Politics is so often just a minority fooling a majority to maintain the minority’s privilege. History is just the answer provided by the winner. But in the ruins you discover alternate answers
Yao Jui-chung, visual artist

Military, religious and industrial ruins are common in Yao’s work. “Among ruins I feel unaffected by the games of the powerful. There’s a certain truth in the rubble and desolation […] I was never persecuted, but I was born in 1969, in Taipei, to a mainland-born father and a Taiwanese mother, so I’ve seen both sides of the story, over the dinner table as it were. That might be why I have so many ques­tions. Of course, I had to do military service, which was a strange experience.”

Yao, who has spent much of his artistic career investi­gating his roots, heritage and what it means to be Taiwanese, believes his generation has something special to say about their current, curious circumstances.

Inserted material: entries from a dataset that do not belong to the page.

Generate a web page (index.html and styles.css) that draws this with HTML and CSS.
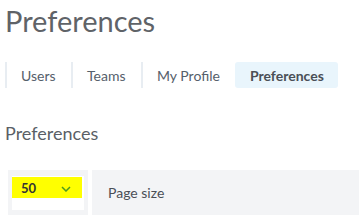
FILE: index.html
```html
<!DOCTYPE html>
<html>
<head>
<meta charset="utf-8">
<link rel="stylesheet" href="styles.css">
</head>
<body>
<div class="page">
  <h1 class="title">Preferences</h1>
  <nav class="tabs">
    <a class="tab">Users</a>
    <a class="tab">Teams</a>
    <a class="tab">My Profile</a>
    <a class="tab active">Preferences</a>
  </nav>
  <h2 class="section">Preferences</h2>
  <div class="pref-row">
    <div class="cell select-cell">
      <div class="select">
        <span class="hl"><span class="value">50</span><svg class="chev" width="10" height="6" viewBox="0 0 10 6"><path d="M1 1 L5 5 L9 1" fill="none" stroke="#4d9a1e" stroke-width="1.5"/></svg></span>
      </div>
    </div>
    <div class="cell label-cell">Page size</div>
  </div>
</div>
</body>
</html>
```
FILE: styles.css
```css
html, body {
  margin: 0;
  padding: 0;
  background: #ffffff;
}
body {
  font-family: Lato, "Open Sans", sans-serif;
}
.page {
  padding: 3px 0 0 5px;
}
.title {
  margin: 0;
  font-size: 29px;
  line-height: 36px;
  font-weight: 400;
  color: #5f6368;
}
.tabs {
  display: flex;
  margin-top: 23px;
  height: 26px;
}
.tab {
  display: flex;
  flex-shrink: 0;
  align-items: center;
  white-space: nowrap;
  padding: 0 15.5px 0 14px;
  border-left: 2px solid #e8edf2;
  font-size: 14px;
  color: #56606b;
}
.tab.active {
  border-left: none;
  padding: 0 14.5px;
  background: #e9f5fc;
  border-radius: 3px;
  font-weight: 700;
  color: #4a4f56;
}
.section {
  margin: 34px 0 0 0;
  font-size: 18px;
  line-height: 22px;
  font-weight: 400;
  color: #5a5f66;
}
.pref-row {
  display: flex;
  gap: 4px;
  margin: 26px 0 0 3px;
  height: 45px;
}
.cell {
  background: #f3f4f6;
}
.select-cell {
  width: 72px;
  padding: 6px 4px 4px 4px;
}
.select {
  background: #ffffff;
  height: 34px;
}
.hl {
  display: flex;
  align-items: center;
  background: #ffff00;
  height: 21px;
  width: 70px;
  padding-left: 9px;
  box-sizing: border-box;
  transform: translateY(1px);
}
.value {
  font-size: 13px;
  font-weight: 700;
  color: #333333;
  width: 40px;
}
.chev {
  margin-top: 2px;
}
.label-cell {
  flex: 1;
  display: flex;
  align-items: center;
  padding-left: 16px;
  font-size: 14px;
  color: #4a4f56;
}
```
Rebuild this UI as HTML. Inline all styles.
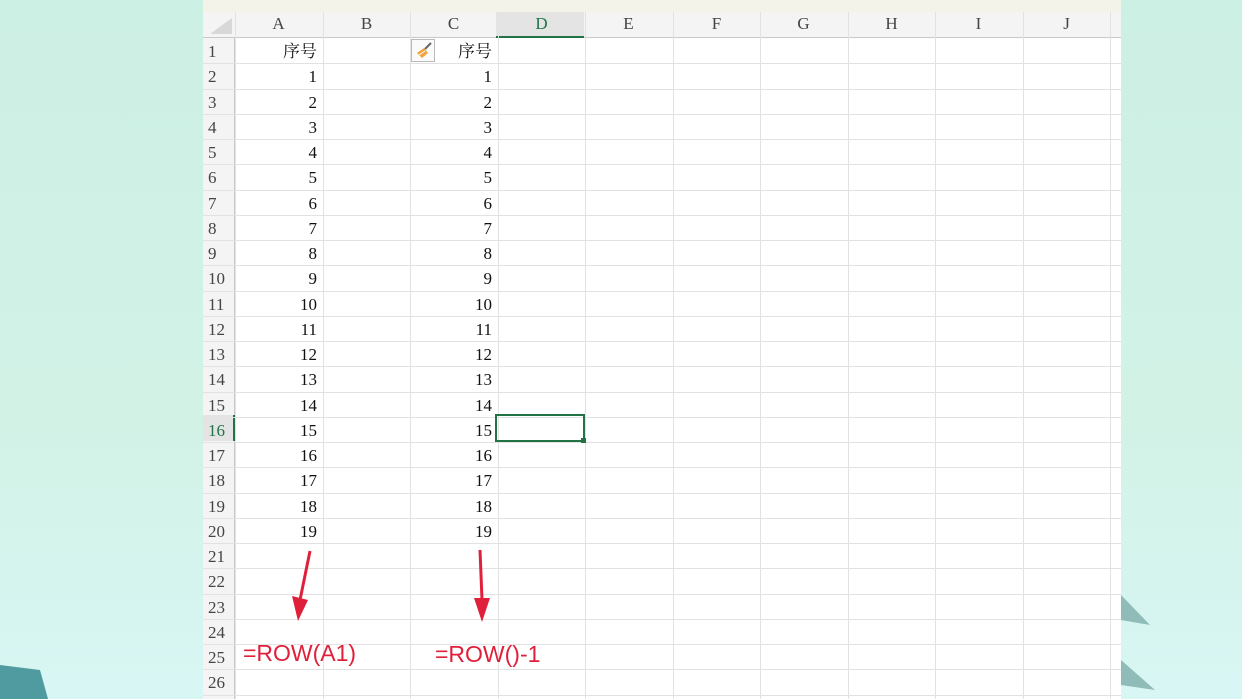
<!DOCTYPE html>
<html><head><meta charset="utf-8"><style>
body{margin:0;width:1242px;height:699px;overflow:hidden;position:relative;background:linear-gradient(180deg,#cdf0e4 0%,#d2f2e6 60%,#d8f6f4 100%);font-family:"Liberation Serif","Noto Serif CJK SC",serif;}
.a{position:absolute}
.sheet{left:203px;top:0;width:918px;height:699px;background:#fff;}
.top{left:203px;top:0;width:918px;height:12px;background:#f3f3ea}
.hdr{left:203px;top:12px;width:918px;height:26px;background:#f4f4f4;border-bottom:1px solid #c9c9c9;box-sizing:border-box}
.rh{left:203px;top:38px;width:32px;height:661px;background:#f4f4f4;border-right:1px solid #c9c9c9;box-sizing:border-box}
.vl{position:absolute;top:12px;width:1px;height:687px;background:#e2e2e2}
.hl{position:absolute;left:203px;width:918px;height:1px;background:#e2e2e2}
.ch{position:absolute;top:14px;width:87px;text-align:center;font-size:17px;color:#444}
.rn{position:absolute;left:205px;width:28px;text-align:left;font-size:17px;color:#444;padding-left:3px;height:25px;line-height:25px}
.n{position:absolute;width:82px;text-align:right;font-size:17px;color:#111;height:25px;line-height:25px}
.red{position:absolute;color:#e0203a;font-family:"Liberation Sans",sans-serif;font-size:23px}
</style></head><body>
<div class="a sheet"></div>
<div class="a top"></div>
<div class="a hdr"></div>
<div class="a" style="left:496px;top:12px;width:88px;height:26px;background:#e4e4e4;border-bottom:2px solid #217346;box-sizing:border-box"></div>
<div class="a rh"></div>
<div class="a" style="left:210px;top:18px;width:0;height:0;border-left:22px solid transparent;border-bottom:16px solid #d8d8d8"></div>
<div class="a" style="left:203px;top:415px;width:32px;height:26px;background:#e4e4e4;border-right:2px solid #217346;box-sizing:border-box"></div>
<div id="g"></div>
<div class="a" style="left:495px;top:414px;width:90px;height:28px;border:2px solid #217346;box-sizing:border-box"></div>
<div class="a" style="left:581px;top:438px;width:5px;height:5px;background:#217346"></div>
<div class="a" style="left:411px;top:39px;width:24px;height:23px;border:1px solid #bbb;box-sizing:border-box;background:#fafafa"></div>
<svg class="a" style="left:411px;top:39px" width="24" height="23"><path d="M6 14 L13 9 L17 14 L11 19 Z" fill="#f0a33c"/><path d="M14 10 L20 4" stroke="#666" stroke-width="2"/><path d="M8 16 L14 12" stroke="#fff" stroke-width="1"/></svg>
<svg class="a" style="left:0;top:0" width="1242" height="699">
<path d="M310 551 L300 600" stroke="#e0203a" stroke-width="3"/><path d="M292 596 L308 600 L298 621 Z" fill="#e0203a"/>
<path d="M480 550 L482 600" stroke="#e0203a" stroke-width="3"/><path d="M474 598 L490 598 L482 622 Z" fill="#e0203a"/>
<path d="M1121 595 L1150 625 L1121 620Z M1121 660 L1155 690 L1121 685Z" fill="#8fbcb8"/>
<path d="M0 665 L40 670 L48 699 L0 699Z" fill="#4f9ba0"/>
</svg>
<div class="red" style="left:243px;top:640px">=ROW(A1)</div>
<div class="red" style="left:435px;top:641px">=ROW()-1</div>
<script>
var g=document.getElementById('g'),h='';
var cols='ABCDEFGHIJ';
for(var i=0;i<=10;i++){var x=Math.round(235+i*87.5);h+='<div class="vl" style="left:'+x+'px"></div>';if(i<10)h+='<div class="ch" style="left:'+(x)+'px;'+(i==3?'color:#217346':'')+'">'+cols[i]+'</div>';}
for(var r=1;r<=26;r++){var y=Math.round(38+r*25.25);h+='<div class="hl" style="top:'+y+'px"></div>';var ty=Math.round(38+(r-1)*25.25)+1;
h+='<div class="rn" style="top:'+ty+'px;'+(r==16?'color:#217346':'')+'">'+r+'</div>';
var t=r==1?'序号':(r<=20?(r-1):'');
if(t!==''){h+='<div class="n" style="left:235px;top:'+ty+'px">'+t+'</div><div class="n" style="left:410px;top:'+ty+'px">'+t+'</div>';}}
g.innerHTML=h;
</script>
</body></html>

“For those of us who’ve straddled democratic reforms, we’ve seen Taiwan from both angles. For instance, in geo­graphy class at school, Beijing was called Peiping, Taipei was the capital of Zhongguo [the Middle Kingdom] and this included Mongolia,” he says, chuckling. “We learned virtually nothing of our own land.”

Yao and his contemporaries have watched a form of liberal democracy emerge in Taiwan, where “you look around at Taipei and you see a city only as flashy as a second-tier mainland Chinese city, but it’s free”.

“Anything goes, you can say what you want,” he says. “In that sense, we represent the hopes and aspirations of Han people across Asia. We’re the ones who’ve stood up.”